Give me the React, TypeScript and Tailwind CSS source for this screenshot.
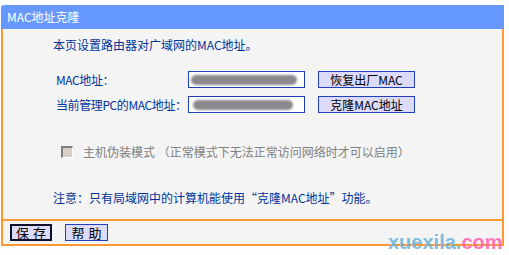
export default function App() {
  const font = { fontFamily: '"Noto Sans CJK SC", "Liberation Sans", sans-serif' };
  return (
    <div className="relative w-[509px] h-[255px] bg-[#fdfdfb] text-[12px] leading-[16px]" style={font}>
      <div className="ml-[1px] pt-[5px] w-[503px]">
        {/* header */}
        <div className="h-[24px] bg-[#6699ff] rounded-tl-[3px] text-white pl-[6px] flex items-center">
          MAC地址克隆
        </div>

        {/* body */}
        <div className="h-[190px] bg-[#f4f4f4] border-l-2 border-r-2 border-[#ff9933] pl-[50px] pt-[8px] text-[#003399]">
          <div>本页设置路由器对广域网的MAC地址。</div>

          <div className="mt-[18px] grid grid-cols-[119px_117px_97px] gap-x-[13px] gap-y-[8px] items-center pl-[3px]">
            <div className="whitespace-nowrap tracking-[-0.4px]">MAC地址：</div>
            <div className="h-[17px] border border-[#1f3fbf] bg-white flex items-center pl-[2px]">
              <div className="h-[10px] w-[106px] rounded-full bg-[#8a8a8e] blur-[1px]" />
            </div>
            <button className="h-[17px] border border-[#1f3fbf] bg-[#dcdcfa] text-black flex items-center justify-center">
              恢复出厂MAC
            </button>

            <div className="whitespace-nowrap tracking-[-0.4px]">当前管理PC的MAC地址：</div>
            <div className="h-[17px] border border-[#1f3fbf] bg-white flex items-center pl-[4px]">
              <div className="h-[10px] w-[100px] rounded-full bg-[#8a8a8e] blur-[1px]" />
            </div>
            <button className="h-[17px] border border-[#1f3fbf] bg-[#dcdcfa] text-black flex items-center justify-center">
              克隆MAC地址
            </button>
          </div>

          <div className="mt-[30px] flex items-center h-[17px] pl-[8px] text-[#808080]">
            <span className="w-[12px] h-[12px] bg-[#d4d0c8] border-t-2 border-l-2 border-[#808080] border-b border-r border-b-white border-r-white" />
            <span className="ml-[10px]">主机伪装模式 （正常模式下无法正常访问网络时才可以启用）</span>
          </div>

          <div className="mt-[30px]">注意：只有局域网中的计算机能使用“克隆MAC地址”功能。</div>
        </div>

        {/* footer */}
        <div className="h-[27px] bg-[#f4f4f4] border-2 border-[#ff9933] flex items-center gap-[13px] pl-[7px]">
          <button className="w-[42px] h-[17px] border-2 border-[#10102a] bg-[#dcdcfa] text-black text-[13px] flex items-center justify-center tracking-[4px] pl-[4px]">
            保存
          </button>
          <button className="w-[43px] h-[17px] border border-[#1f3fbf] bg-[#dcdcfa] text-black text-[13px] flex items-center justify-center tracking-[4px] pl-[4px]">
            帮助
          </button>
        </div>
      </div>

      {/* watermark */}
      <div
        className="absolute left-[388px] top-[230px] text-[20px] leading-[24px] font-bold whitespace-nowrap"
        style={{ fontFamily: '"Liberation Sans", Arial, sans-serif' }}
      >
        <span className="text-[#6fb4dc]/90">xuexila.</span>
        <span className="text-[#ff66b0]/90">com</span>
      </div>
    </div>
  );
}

--*--

-- WRITTEN EXERCISE --
Transcribe the whole listing exactly. Pictures are excluded.

-- FULL RESPONSE --
Give me the React, TypeScript and Tailwind CSS source for this screenshot.
export default function App() {
  const font = { fontFamily: '"Noto Sans CJK SC", "Liberation Sans", sans-serif' };
  return (
    <div className="relative w-[509px] h-[255px] bg-[#fdfdfb] text-[12px] leading-[16px]" style={font}>
      <div className="ml-[1px] pt-[5px] w-[503px]">
        {/* header */}
        <div className="h-[24px] bg-[#6699ff] rounded-tl-[3px] text-white pl-[6px] flex items-center">
          MAC地址克隆
        </div>

        {/* body */}
        <div className="h-[190px] bg-[#f4f4f4] border-l-2 border-r-2 border-[#ff9933] pl-[50px] pt-[8px] text-[#003399]">
          <div>本页设置路由器对广域网的MAC地址。</div>

          <div className="mt-[18px] grid grid-cols-[119px_117px_97px] gap-x-[13px] gap-y-[8px] items-center pl-[3px]">
            <div className="whitespace-nowrap tracking-[-0.4px]">MAC地址：</div>
            <div className="h-[17px] border border-[#1f3fbf] bg-white flex items-center pl-[2px]">
              <div className="h-[10px] w-[106px] rounded-full bg-[#8a8a8e] blur-[1px]" />
            </div>
            <button className="h-[17px] border border-[#1f3fbf] bg-[#dcdcfa] text-black flex items-center justify-center">
              恢复出厂MAC
            </button>

            <div className="whitespace-nowrap tracking-[-0.4px]">当前管理PC的MAC地址：</div>
            <div className="h-[17px] border border-[#1f3fbf] bg-white flex items-center pl-[4px]">
              <div className="h-[10px] w-[100px] rounded-full bg-[#8a8a8e] blur-[1px]" />
            </div>
            <button className="h-[17px] border border-[#1f3fbf] bg-[#dcdcfa] text-black flex items-center justify-center">
              克隆MAC地址
            </button>
          </div>

          <div className="mt-[30px] flex items-center h-[17px] pl-[8px] text-[#808080]">
            <span className="w-[12px] h-[12px] bg-[#d4d0c8] border-t-2 border-l-2 border-[#808080] border-b border-r border-b-white border-r-white" />
            <span className="ml-[10px]">主机伪装模式 （正常模式下无法正常访问网络时才可以启用）</span>
          </div>

          <div className="mt-[30px]">注意：只有局域网中的计算机能使用“克隆MAC地址”功能。</div>
        </div>

        {/* footer */}
        <div className="h-[27px] bg-[#f4f4f4] border-2 border-[#ff9933] flex items-center gap-[13px] pl-[7px]">
          <button className="w-[42px] h-[17px] border-2 border-[#10102a] bg-[#dcdcfa] text-black text-[13px] flex items-center justify-center tracking-[4px] pl-[4px]">
            保存
          </button>
          <button className="w-[43px] h-[17px] border border-[#1f3fbf] bg-[#dcdcfa] text-black text-[13px] flex items-center justify-center tracking-[4px] pl-[4px]">
            帮助
          </button>
        </div>
      </div>

      {/* watermark */}
      <div
        className="absolute left-[388px] top-[230px] text-[20px] leading-[24px] font-bold whitespace-nowrap"
        style={{ fontFamily: '"Liberation Sans", Arial, sans-serif' }}
      >
        <span className="text-[#6fb4dc]/90">xuexila.</span>
        <span className="text-[#ff66b0]/90">com</span>
      </div>
    </div>
  );
}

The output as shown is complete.